If there is just one Sylow p-subgroup P then $$gPg^{-1}$$ is a Sylow p-subgroup, since it is unique it follows that $$P = gPg^{-1}$$ for all $$g\in G$$. Thus, then P is a normal subgroup. Since it is assumed that G is simple it means that it cannot have a unique Sylow p-subgroup for any p. Which means the possibilities for $$n_p$$ must look as follows:

$$n_2 = 3,5,15$$
$$n_3 = 4,10$$
$$n_5 = 6$$

Let $$X=\{P_1,...,P_n\}$$ be all the Sylow p-subgroups of G. Now we can let G act on X by conjugation, that is, define the group action $$gP_k = gP_kg^{-1}$$. It is an easy exercise to check that this defines a group action. Once we have a group action we immediately get an induced permutation representation $$f:G \to S_n$$. Note that we write $$S_n$$ instead of $$S_X$$ because $$S_n$$ is isomorphic to $$S_X$$ since $$X=n$$. What is the kernel of f? The kernel, whatever it is, must be a normal subgroup of G. Since it is assumed that G is simple it follows that $$\text{ker}(f) = \{ 1\},G$$. It cannot be the case that the kernel is all of G. Because that would imply that every element of g fixes each $$P_k$$, and then that would mean each $$P_k$$ is normal in G, which is impossible.

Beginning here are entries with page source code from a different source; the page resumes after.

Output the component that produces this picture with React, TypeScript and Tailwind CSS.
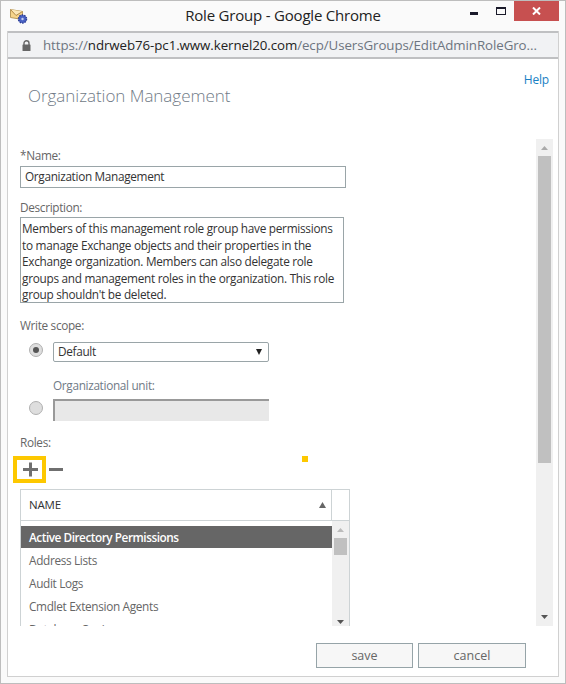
const font = "font-['Open_Sans',sans-serif]"

const descriptionLines = [
  "Members of this management role group have permissions",
  "to manage Exchange objects and their properties in the",
  "Exchange organization. Members can also delegate role",
  "groups and management roles in the organization. This role",
  "group shouldn't be deleted.",
]

const roles = ["Address Lists", "Audit Logs", "Cmdlet Extension Agents", "Database Copies"]

const MailIcon = () => (
  <svg width="18" height="16" viewBox="0 0 18 16">
    <path d="M0.5 1.5 L12.5 3.5 L12.5 11.5 L0.5 9.5 Z" fill="#f6d48a" stroke="#b99a5c" />
    <path d="M0.5 1.5 L6 7.5 L12.5 3.5" fill="#fbe7b8" stroke="#b0894a" />
    <circle cx="12.5" cy="11" r="4" fill="#4a62c4" stroke="#2d3f96" strokeDasharray="1.5 1" strokeWidth="1.5" />
    <circle cx="12.5" cy="11" r="1.2" fill="#c6d0f2" />
  </svg>
)

const LockIcon = () => (
  <svg width="9" height="11" viewBox="0 0 9 11" className="shrink-0">
    <path d="M2 5 V3.2 A2.5 2.5 0 0 1 7 3.2 V5" fill="none" stroke="#666" strokeWidth="1.4" />
    <rect x="0.5" y="4.5" width="8" height="6.5" rx="0.5" fill="#666" />
  </svg>
)

const Arrow = ({ up, color, w = 7, h = 4 }: { up?: boolean; color: string; w?: number; h?: number }) => (
  <svg width={w} height={h} viewBox={`0 0 ${w} ${h}`} className="block shrink-0">
    <path d={up ? `M${w / 2} 0 L${w} ${h} L0 ${h} Z` : `M0 0 L${w} 0 L${w / 2} ${h} Z`} fill={color} />
  </svg>
)

const Radio = ({ checked }: { checked?: boolean }) => (
  <span className="-mt-[4px] -ml-[1px] flex h-[14px] w-[14px] shrink-0 items-center justify-center rounded-full border border-[#b0b0b0] bg-[#dedede]">
    {checked && <span className="h-[6px] w-[6px] rounded-full bg-[#555]" />}
  </span>
)

export default function App() {
  return (
    <div className={`${font} flex h-[684px] w-[566px] flex-col overflow-hidden border border-[#bdbdbd] bg-[#fafafa] text-[12px] text-[#333]`}>
      {/* Title bar */}
      <div className="relative flex h-[30px] shrink-0 items-start justify-center">
        <span className="absolute left-[9px] top-[7px]"><MailIcon /></span>
        <span className="text-[15px] leading-[28px] tracking-[-0.2px] text-[#222]">Role Group - Google Chrome</span>
        <span className="absolute left-[469px] top-[11px] h-[3px] w-[8px] bg-[#1a1a2a]" />
        <span className="absolute left-[495px] top-[6px] h-[8px] w-[10px] border border-t-2 border-[#1a1a2a]" />
        <span className="absolute left-[513px] top-0 flex h-[20px] w-[45px] items-center justify-center bg-[#c75050]">
          <svg width="9" height="8" viewBox="0 0 9 8">
            <path d="M1 0.5 L8 7.5 M8 0.5 L1 7.5" stroke="#fff" strokeWidth="2" />
          </svg>
        </span>
      </div>

      <div className="mx-[6px] mb-[6px] flex min-h-0 flex-1 flex-col border-x border-b border-[#d0d0d0] bg-white">
        {/* Address bar */}
        <div className="flex h-[28px] shrink-0 items-center border-y-2 border-y-[#bfc0c2] bg-[#f1f2f4] pl-[14px]">
          <LockIcon />
          <span className="ml-[12px] mt-[1px] whitespace-nowrap text-[13.3px] tracking-[-0.07px] text-[#6d7580]">
            https://<span className="text-[#222]">ndrweb76-pc1.www.kernel20.com</span>/ecp/UsersGroups/EditAdminRoleGro...
          </span>
        </div>

        {/* Help */}
        <div className="flex h-[30px] shrink-0 items-end justify-end pr-[9px] tracking-[-0.2px] text-[#1a7fc4]">Help</div>

        {/* Heading */}
        <div className="-mt-[6px] h-[56px] shrink-0 pl-[20px] text-[17px] font-light tracking-[-0.03px] text-[#707a86]">Organization Management</div>

        {/* Scrolling form */}
        <div className="flex h-[487px] shrink-0 overflow-hidden">
          <div className="relative w-[528px] shrink-0 pl-[12px] text-[11.8px] tracking-[-0.33px]">
            <div className="mt-[8px] h-[17px] leading-[17px] text-[#666]">*Name:</div>
            <div className="mt-[2px] flex h-[22px] w-[326px] items-center border border-[#9aa5a8] pl-[4px] text-[#333]">Organization Management</div>

            <div className="mt-[11px] h-[17px] leading-[17px] text-[#666]">Description:</div>
            <div className="mt-[1px] h-[86px] w-[324px] border border-[#9aa5a8] pl-[1px] pt-[2px] leading-[16.5px] tracking-[-0.28px] whitespace-nowrap text-[#333]">
              {descriptionLines.map((line) => (
                <div key={line}>{line}</div>
              ))}
            </div>

            <div className="mt-[14px] h-[17px] leading-[17px] text-[#666]">Write scope:</div>
            <div className="mt-[8px] flex items-center pl-[10px]">
              <Radio checked />
              <div className="ml-[10px] flex h-[20px] w-[216px] items-center justify-between rounded-[2px] border border-[#9aa5a8] pl-[4px] pr-[6px] text-[#333]">
                Default
                <Arrow color="#222" w={6} h={6} />
              </div>
            </div>
            <div className="mt-[15px] h-[17px] pl-[33px] leading-[17px] text-[#707a86]">Organizational unit:</div>
            <div className="mt-[5px] flex items-center pl-[10px]">
              <Radio />
              <div className="ml-[10px] h-[22px] w-[216px] border-l-2 border-t-2 border-[#999] bg-[#e8e8e8]" />
            </div>

            <div className="mt-[13px] h-[17px] leading-[17px] text-[#666]">Roles:</div>

            {/* Add / remove toolbar */}
            <div className="ml-[-7px] mt-[5px] flex items-center">
              <div className="flex h-[27px] w-[33px] items-center justify-center border-[4px] border-[#fdc800] pl-[1px]">
                <svg width="17" height="15" viewBox="0 0 17 15" className="shrink-0">
                  <path d="M1 7.5 H16 M8.5 0.5 V14.5" stroke="#6f6f6f" strokeWidth="3" />
                </svg>
              </div>
              <span className="ml-[3px] h-[3px] w-[14px] bg-[#6f6f6f]" />
            </div>
            <span className="absolute left-[294px] top-[317px] h-[6px] w-[6px] bg-[#fdc800]" />

            {/* Roles table */}
            <div className="mt-[6px] w-[330px] border-x border-t border-[#cdd3d5]">
              <div className="flex h-[31px] border-b border-[#cdd3d5]">
                <div className="flex w-[311px] items-center justify-between border-r border-[#cdd3d5] pl-[8px] pr-[5px] text-[11.5px] tracking-[-0.2px] text-[#333]">
                  NAME
                  <Arrow up color="#666" w={7} h={6} />
                </div>
              </div>
              <div className="flex h-[105px] overflow-hidden">
                <div className="w-[311px] shrink-0 pt-[5px]">
                  <div className="flex h-[22px] items-center bg-[#666] pl-[8px] pt-[1px] font-semibold tracking-[-0.47px] text-white">Active Directory Permissions</div>
                  {roles.map((role) => (
                    <div key={role} className="flex h-[23px] items-center pl-[8px] pt-[2px] text-[#666]">{role}</div>
                  ))}
                </div>
                <div className="flex w-[17px] flex-col items-center bg-[#f0f0f0] pt-[7px]">
                  <Arrow up color="#bbb" />
                  <div className="mt-[6px] h-[17px] w-[13px] bg-[#c0c0c0]" />
                  <div className="mt-auto mb-[2px]"><Arrow color="#555" /></div>
                </div>
              </div>
            </div>
          </div>

          {/* Page scrollbar */}
          <div className="flex w-[17px] shrink-0 flex-col items-center bg-[#f0f0f0] pt-[7px]">
            <Arrow up color="#aaa" />
            <div className="mt-[6px] h-[307px] w-[13px] bg-[#c0c0c0]" />
            <div className="mt-auto mb-[7px]"><Arrow color="#555" /></div>
          </div>
        </div>

        {/* Footer buttons */}
        <div className="flex flex-1 items-start justify-end gap-[5px] pr-[32px] pt-[17px] text-[12.5px] text-[#666]">
          <button className="h-[25px] w-[97px] border border-[#96a4a8] bg-[#f7f7f7] pt-[1px]">save</button>
          <button className="h-[25px] w-[108px] border border-[#96a4a8] bg-[#f7f7f7] pt-[1px]">cancel</button>
        </div>
      </div>
    </div>
  )
}
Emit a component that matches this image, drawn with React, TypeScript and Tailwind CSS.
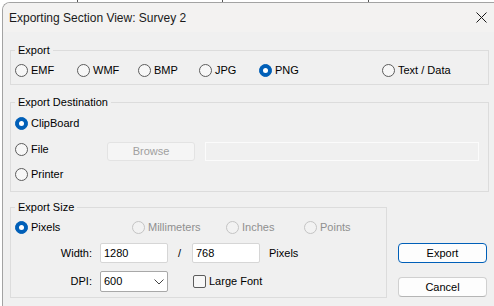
import React from "react";
import clsx from "clsx";

const Radio: React.FC<{ label: string; checked?: boolean; disabled?: boolean; className?: string }> = ({
  label,
  checked,
  disabled,
  className,
}) => (
  <div className={clsx("flex items-center h-[13px]", className)}>
    <span
      className={clsx(
        "w-[13px] h-[13px] shrink-0 rounded-full border flex items-center justify-center",
        checked
          ? "bg-[#005fb8] border-[#005fb8]"
          : disabled
          ? "bg-[#f2f2f2] border-[#c4c4c4]"
          : "bg-[#f7f7f7] border-[#5c5c5c]"
      )}
    >
      {checked && <span className="w-[5px] h-[5px] rounded-full bg-white" />}
    </span>
    <span className={clsx("ml-[3px] whitespace-pre", disabled ? "text-[#8f8f8f]" : "text-black")}>{label}</span>
  </div>
);

// group box with the caption sitting on the top border
const Group: React.FC<{ title: string; className?: string; children: React.ReactNode }> = ({
  title,
  className,
  children,
}) => (
  <div className={clsx("relative border border-[#dcdcdc]", className)}>
    <span className="absolute -top-[7px] left-[4px] px-[3px] bg-[#f0f0f0] leading-[13px]">{title}</span>
    {children}
  </div>
);

const Input: React.FC<{ value: string }> = ({ value }) => (
  <div className="w-[68px] h-[20px] bg-white border border-[#d6d6d6] rounded-[2px] pl-[3px] flex items-center">
    {value}
  </div>
);

export default function App() {
  return (
    <div
      className="relative w-[494px] h-[306px] bg-white overflow-hidden pt-[2px] pl-[2px] text-[11px] leading-[13px] text-black"
      style={{ fontFamily: '"Liberation Sans", Arial, sans-serif' }}
    >
      {/* bits of the window behind */}
      <span className="absolute top-0 left-[77px] w-px h-[2px] bg-[#555]" />
      <span className="absolute top-0 left-[222px] w-px h-[2px] bg-[#555]" />
      <span className="absolute top-0 left-[368px] w-px h-[2px] bg-[#555]" />

      <div className="w-[520px] h-[320px] border-l border-t border-[#a3a3a3] rounded-tl-[8px] overflow-hidden flex flex-col">
        {/* title bar */}
        <div className="h-[29px] shrink-0 bg-[#f3f2f1] flex items-center pl-[6px]">
          <span className="w-[467px] text-[12px] leading-[16px] mt-[1px] text-[#1a1a1a]">
            Exporting Section View: Survey 2
          </span>
          <svg width="11" height="11" viewBox="0 0 11 11">
            <path d="M0.5 0.5 L10.5 10.5 M10.5 0.5 L0.5 10.5" stroke="#1a1a1a" strokeWidth="1" fill="none" />
          </svg>
        </div>

        {/* body */}
        <div className="flex-1 bg-[#f0f0f0] pl-[7px] pt-[18px]">
          <Group title="Export" className="w-[479px] h-[35px]">
            <div className="flex pt-[13px] pl-[4px]">
              <Radio label="EMF" className="w-[62px]" />
              <Radio label="WMF" className="w-[61px]" />
              <Radio label="BMP" className="w-[61px]" />
              <Radio label="JPG" className="w-[60px]" />
              <Radio label="PNG" checked className="w-[123px]" />
              <Radio label="Text / Data" />
            </div>
          </Group>

          <Group title="Export Destination" className="mt-[17px] w-[479px] h-[90px]">
            <div className="flex flex-col pt-[10px] pl-[4px]">
              <div className="h-[20px] flex items-center">
                <Radio label="ClipBoard" checked />
              </div>
              <div className="h-[20px] mt-[6px] flex items-start">
                <Radio label="File" className="w-[92px] mt-[4px]" />
                <div className="mt-[3px] w-[88px] h-[19px] bg-[#f5f5f5] border border-[#e3e3e3] rounded-[3px] flex items-center justify-center text-[#a0a0a0]">
                  Browse
                </div>
                <div className="mt-[3px] ml-[10px] w-[274px] h-[19px] border border-[#fbfbfb] bg-[#f0f0f0]" />
              </div>
              <div className="h-[20px] mt-[5px] flex items-center">
                <Radio label="Printer" />
              </div>
            </div>
          </Group>

          <div className="flex mt-[15px]">
            <Group title="Export Size" className="w-[377px] h-[91px]">
              <div className="flex pt-[13px] pl-[4px]">
                <Radio label="Pixels" checked className="w-[117px]" />
                <Radio label="Millimeters" disabled className="w-[94px]" />
                <Radio label="Inches" disabled className="w-[78px]" />
                <Radio label="Points" disabled />
              </div>
              <div className="flex items-center mt-[9px]">
                <span className="w-[81px] text-right">Width:</span>
                <div className="ml-[8px]">
                  <Input value="1280" />
                </div>
                <span className="w-[24px] pl-[10px]">/</span>
                <Input value="768" />
                <span className="ml-[9px]">Pixels</span>
              </div>
              <div className="flex items-center mt-[8px]">
                <span className="w-[81px] text-right">DPI:</span>
                <div className="ml-[8px] w-[68px] h-[21px] bg-white border border-[#a8a8a8] rounded-[2px] pl-[3px] pr-[3px] flex items-center justify-between">
                  <span>600</span>
                  <svg width="10" height="6" viewBox="0 0 10 6">
                    <path d="M0.5 0.5 L5 5 L9.5 0.5" stroke="#444" strokeWidth="1" fill="none" />
                  </svg>
                </div>
                <span className="ml-[25px] w-[13px] h-[13px] border border-[#5c5c5c] rounded-[2px] bg-[#f7f7f7]" />
                <span className="ml-[3px]">Large Font</span>
              </div>
            </Group>

            <div className="ml-[11px] pt-[36px] flex flex-col">
              <button className="w-[89px] h-[20px] bg-[#fdfdfd] border border-[#005fb8] rounded-[4px] flex items-center justify-center">
                Export
              </button>
              <button className="mt-[14px] w-[89px] h-[20px] bg-[#fdfdfd] border border-[#d0d0d0] border-b-[#b5b5b5] rounded-[4px] flex items-center justify-center">
                Cancel
              </button>
            </div>
          </div>
        </div>
      </div>
    </div>
  );
}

Therefore, the kernel must be trivial. But then this means $$f:G\to S_n$$ is an imbedding of G into $$S_n$$. Which means $$G\leq S_n = n!$$. This shows that the numbers $$n_p$$ must satisfy the inequality $$G \leq (n_p)!$$. But we know that G = 60. Therefore, we can immediately rule out $$n_2=3$$ and $$n_3=4$$. Thus, the possibilities for $$n_p$$ must look as follows:

$$n_2 = 5,15$$
$$n_3 = 10$$
$$n_5 = 6$$

We want to show that $$n_2\not = 15$$ and so it will mean that there are precisely 5 Sylow 2-subgroups. With that knowledge we can apply our work above to conclude that there is an imbedding $$f:G\to S_5$$. Hence it will mean that we can think of G as a subgroup of index 2 in $$S_5$$. From that point on it will be easy to show that $$G=A_5$$. But before we can say that we need to show why $$n_2\not = 15$$.

For that we will use a simple combinatorical argument. If H and K are two Sylow 5-subgroups they have order 5, so they are prime cyclic. Which means if H and K are distinct then $$H\cap K = 1$$. Therefore, in total the number of elements among all Sylow 5-subgroups (excluding the identity) is equal to $$4\cdot 6 = 24$$. This tells us that G has at least 24 elements of order 5. If H and K are two Sylow 3-subgroups they have order 3, so they are prime cyclic. Which means if H and K are distinct then $$H\cap K = 1$$. Therefore, in total the number of elements among all Sylow 3-subgroups (excluding the identity) is equal to $$2\cdot 10 = 20$$. This tells us that G has at least 20 elements of order 3. Now suppose that G had 15 Sylow 2-subgroups. If H and K where two such distinct subgroups the intersection $$H\cap K$$ no longer has to be distinct. Because H and K are not prime cyclics, and they do not even need to be cyclic. But they can be Klein 4-subgroups. So their intersection $$H\cap K \leq 2$$, they intersect in one or two elements. Which means there are at least (excluding the identity) $$2\cdot 15=30$$ elements of order dividing 4. Thus, G has at least $$1+24+20+30 = 75$$ elements - which is a contradiction. Which means G must have precisely 5 Sylow 2-subgroups.

Thus, we see that G imbeds into $$S_5$$ since G = 60 it follows that G is a index two subgroup of $$S_5$$. Which means that G is a normal subgroup of $$S_5$$. We managed to reduce our classification problem into determining all normal index two subgroups of $$S_5$$. It is not so surprising that $$A_5$$ is the only such subgroup. This is true in general. So how about we prove this theorem in general. I found a very easy way to prove this that is not complicated at all.

Theorem: The only index two subgroup of $$S_n$$ is $$A_n$$.

Proof: We know that this subgroup, call it G, is normal. If G was to contain a 2-cycle then it would have to contain all conjugates of the 2-cycle. And hence G would contain all 2-cycles. But the 2-cycles generate $$S_n$$ so that this would force $$G=S_n$$ which is impossible. Therefore, G does not contain any 2-cycle. Form the factor group $$S_n/G$$ this group is just like $$\mathbb{Z}_2$$. If $$\sigma_1,...,\sigma_k$$ are 2-cycles it follows, by the isomorphism to $$\mathbb{Z}_2$$, that $$\sigma_1\sigma_2...\sigma_k\in G$$ if and only if k is even (since modulo $$G$$, the $$\sigma_j$$'s behave like 1 modulo 2). And so we see that G contains all the even permutations and no odd permutations. Thus, G is indeed the alternating group $$A_n$$.

This completes the proof and thereby completes the classification of all simple groups of order 60.